Design Fundamentals • URL Shortener DesignMedium⏱️ ~3 min
Analytics, Safety, and the Write Path Trade offs
The write path (shortening a URL) involves several stages beyond simple token generation and storage: validation and canonicalization of the input URL, safety and abuse checks, analytics event emission, and cache priming. Canonicalization normalizes the URL to prevent duplicate short links for semantically identical destinations (e.g., treating http://example.com, http://example.com/, and http://EXAMPLE.COM as identical). This involves scheme normalization, host lowercasing, punycode conversion for internationalized domain names, percent encoding normalization, and default port removal. However, over aggressive canonicalization risks conflating truly distinct URLs (e.g., case sensitive path parameters), so production systems carefully tune rules to balance deduplication and correctness.
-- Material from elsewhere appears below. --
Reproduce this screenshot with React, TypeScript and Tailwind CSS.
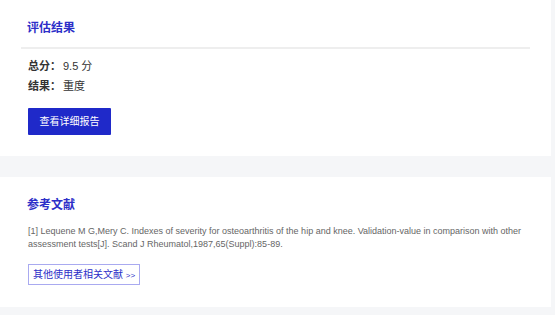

Safety and abuse checks are critical for maintaining domain reputation and user trust, but they add latency and complexity. Synchronous checks (querying a URL reputation service or blocklist before generating the short link) can add 50 to 200 milliseconds per write, degrading user experience. Asynchronous checks decouple safety from the write path: accept the URL, generate the token, respond immediately, and scan the destination URL out of band via a queue. If abuse is detected later, mark the token as unsafe and display an interstitial or block redirects. This trades lower write latency for a window where malicious links are accessible. Systems typically combine lightweight synchronous checks (local blocklist lookup in under 1 millisecond) with heavy asynchronous scanning (content fetching, reputation lookups, ML models).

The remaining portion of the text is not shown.